Currently, there are up to 300,000-500,000 sage grouse on tens of millions of acres of western sage brush habitat. The FWS determined that any population of sage grouse with fewer than 200 males, or a total of fewer than 500 birds, must be considered ‘at risk’ because the small population is inherently more vulnerable to extinction. They identified more than 40 populations that meet these conditions, and set goals for their conservation. The agency’s strategy calls for the smallest of these populations of sage grouse to be protected so that threats go down and numbers go up – a sensible approach, and one that should be applicable to most species under similar conditions.
The FWS’s conservation goals for the lesser prairie chicken, however, offer a stark contrast. There are currently an estimated 37,000 prairie chickens remaining – a far lower number than the sage grouse, and this out of a historic population of two to three million. For this bird, the agency has hinted that the species is not “at risk” so long as it maintains a minimum of four “strongholds,” each consisting of 25,000-50,000 acres of habitat and just 6 male and 6 female birds. Add that up and what do you get? 200,000 acres of habitat and only 500 birds in total. Although the documents also obliquely reference ‘additional strongholds,” it looks like they are setting this low threshold up as being enough conservation to avoid listing. And even if additional strongholds are established, there would likely remain large, unaccounted gaps between the goals for the prairie chicken and those for the sage grouse. Dan Ashe, Director of the Fish and Wildlife Service, stated that he sees this plan as having all the ‘right ingredients’ for conservation to make an endangered species listing unnecessary.

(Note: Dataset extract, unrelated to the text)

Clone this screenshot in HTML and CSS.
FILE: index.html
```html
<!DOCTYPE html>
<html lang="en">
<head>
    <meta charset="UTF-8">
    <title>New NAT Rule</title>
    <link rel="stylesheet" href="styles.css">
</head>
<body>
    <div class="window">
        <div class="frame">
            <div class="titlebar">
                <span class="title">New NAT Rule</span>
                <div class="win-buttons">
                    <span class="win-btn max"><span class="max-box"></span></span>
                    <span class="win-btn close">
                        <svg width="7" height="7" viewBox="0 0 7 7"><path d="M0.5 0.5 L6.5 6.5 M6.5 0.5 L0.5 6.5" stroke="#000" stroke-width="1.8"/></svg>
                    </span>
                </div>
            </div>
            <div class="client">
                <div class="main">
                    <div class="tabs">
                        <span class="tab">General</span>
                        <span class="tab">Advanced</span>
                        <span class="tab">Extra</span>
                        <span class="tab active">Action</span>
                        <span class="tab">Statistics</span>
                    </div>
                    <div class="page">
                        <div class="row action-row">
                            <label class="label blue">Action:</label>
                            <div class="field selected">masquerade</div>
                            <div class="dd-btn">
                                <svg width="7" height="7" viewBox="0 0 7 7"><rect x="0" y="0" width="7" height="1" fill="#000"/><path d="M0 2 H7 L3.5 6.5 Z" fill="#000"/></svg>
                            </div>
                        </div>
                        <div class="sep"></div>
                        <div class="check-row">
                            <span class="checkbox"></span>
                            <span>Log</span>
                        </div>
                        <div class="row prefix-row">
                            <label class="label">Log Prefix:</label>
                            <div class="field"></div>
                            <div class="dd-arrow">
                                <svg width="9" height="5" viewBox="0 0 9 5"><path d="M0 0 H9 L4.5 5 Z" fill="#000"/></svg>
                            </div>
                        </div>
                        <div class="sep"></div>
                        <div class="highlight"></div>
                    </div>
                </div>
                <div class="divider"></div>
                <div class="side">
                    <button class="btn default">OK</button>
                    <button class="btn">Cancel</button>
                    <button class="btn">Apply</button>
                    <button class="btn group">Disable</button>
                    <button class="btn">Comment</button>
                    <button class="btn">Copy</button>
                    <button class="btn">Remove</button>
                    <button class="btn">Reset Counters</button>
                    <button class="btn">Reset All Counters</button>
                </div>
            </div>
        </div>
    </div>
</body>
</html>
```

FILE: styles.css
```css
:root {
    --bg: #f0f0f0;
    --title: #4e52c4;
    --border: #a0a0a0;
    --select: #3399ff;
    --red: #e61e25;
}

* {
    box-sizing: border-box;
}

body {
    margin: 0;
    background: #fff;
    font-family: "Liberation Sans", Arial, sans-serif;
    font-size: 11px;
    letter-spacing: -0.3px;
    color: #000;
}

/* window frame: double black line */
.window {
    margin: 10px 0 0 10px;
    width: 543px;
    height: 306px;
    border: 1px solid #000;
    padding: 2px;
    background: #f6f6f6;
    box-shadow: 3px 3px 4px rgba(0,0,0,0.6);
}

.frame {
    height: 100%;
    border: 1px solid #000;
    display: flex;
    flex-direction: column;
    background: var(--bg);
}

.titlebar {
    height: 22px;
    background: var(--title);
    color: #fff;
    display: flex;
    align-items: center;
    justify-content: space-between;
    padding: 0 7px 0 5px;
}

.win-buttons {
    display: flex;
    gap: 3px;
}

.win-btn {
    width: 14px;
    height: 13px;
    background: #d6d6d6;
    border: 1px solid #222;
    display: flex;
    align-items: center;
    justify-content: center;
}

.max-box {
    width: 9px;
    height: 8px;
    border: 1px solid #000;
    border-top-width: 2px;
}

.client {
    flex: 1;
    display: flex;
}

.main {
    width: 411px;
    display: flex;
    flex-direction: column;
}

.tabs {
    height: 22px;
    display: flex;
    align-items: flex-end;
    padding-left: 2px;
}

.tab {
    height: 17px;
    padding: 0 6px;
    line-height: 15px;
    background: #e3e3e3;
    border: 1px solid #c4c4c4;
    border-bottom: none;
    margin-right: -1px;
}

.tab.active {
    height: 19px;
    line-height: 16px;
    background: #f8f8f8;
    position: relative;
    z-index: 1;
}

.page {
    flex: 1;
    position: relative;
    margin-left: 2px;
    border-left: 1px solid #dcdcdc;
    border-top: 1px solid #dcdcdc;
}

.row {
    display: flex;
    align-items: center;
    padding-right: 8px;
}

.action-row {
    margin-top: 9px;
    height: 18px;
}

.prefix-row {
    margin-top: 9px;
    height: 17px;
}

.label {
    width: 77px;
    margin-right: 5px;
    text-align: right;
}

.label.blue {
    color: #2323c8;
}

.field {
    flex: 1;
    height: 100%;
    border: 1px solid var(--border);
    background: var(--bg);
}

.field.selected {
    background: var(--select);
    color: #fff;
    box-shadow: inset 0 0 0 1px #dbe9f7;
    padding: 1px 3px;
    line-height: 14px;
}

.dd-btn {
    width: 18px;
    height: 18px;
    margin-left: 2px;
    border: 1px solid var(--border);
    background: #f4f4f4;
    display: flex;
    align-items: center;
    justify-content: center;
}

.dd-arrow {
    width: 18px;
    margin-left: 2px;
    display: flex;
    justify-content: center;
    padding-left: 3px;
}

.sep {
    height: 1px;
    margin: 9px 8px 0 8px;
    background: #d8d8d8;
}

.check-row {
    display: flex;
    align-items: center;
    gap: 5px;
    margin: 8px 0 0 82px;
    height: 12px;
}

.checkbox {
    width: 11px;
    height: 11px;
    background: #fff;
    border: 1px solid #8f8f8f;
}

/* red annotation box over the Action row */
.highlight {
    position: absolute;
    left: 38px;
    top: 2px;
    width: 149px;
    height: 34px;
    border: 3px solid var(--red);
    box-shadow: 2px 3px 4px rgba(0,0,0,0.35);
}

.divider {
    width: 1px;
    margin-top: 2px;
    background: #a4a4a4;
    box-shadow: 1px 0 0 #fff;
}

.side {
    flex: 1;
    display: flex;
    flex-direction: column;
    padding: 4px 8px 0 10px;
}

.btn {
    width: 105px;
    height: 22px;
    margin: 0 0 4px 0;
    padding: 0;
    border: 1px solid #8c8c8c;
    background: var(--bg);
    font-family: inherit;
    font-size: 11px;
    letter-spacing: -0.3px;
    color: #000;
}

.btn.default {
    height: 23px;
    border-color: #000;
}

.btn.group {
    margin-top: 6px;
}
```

As a scientist, it’s extremely difficult for me to understand any scientific rationale for the differences in conservation goals between these two very similar bird species. Both species have generally similar diets, longevity, reproductive potential and breeding system. How can one say that the sage grouse’s future depends upon having 20,000 birds in dozens of populations across 165 million acres of habitat, but at the same time state that prairie chickens only require 200,000 acres of habitat and 500 breeding birds in total? And, if the Service’s goals for the prairie chicken are scientifically valid, and a population of 500 means a species is neither threatened nor endangered, how can FWS even have considered listing the 500,000-strong greater sage grouse? Those differences certainly look like the agency is setting expedient goals rather than scientific ones.
The Endangered Species Act is capable of achieving great things for species on the brink, but with taxpayer dollars funding their recovery it is important that the Act’s protections be applied to the species that need it most. It’s unfortunate that FWS has never set measurable standards that define what makes a threatened or endangered species, even though the IUCN, the State of Florida, New Zealand and other countries have already done so. Those standards would be one step toward a more scientific basis for one of the most important wildlife questions the U.S. government faces: whether a species is or isn’t endangered.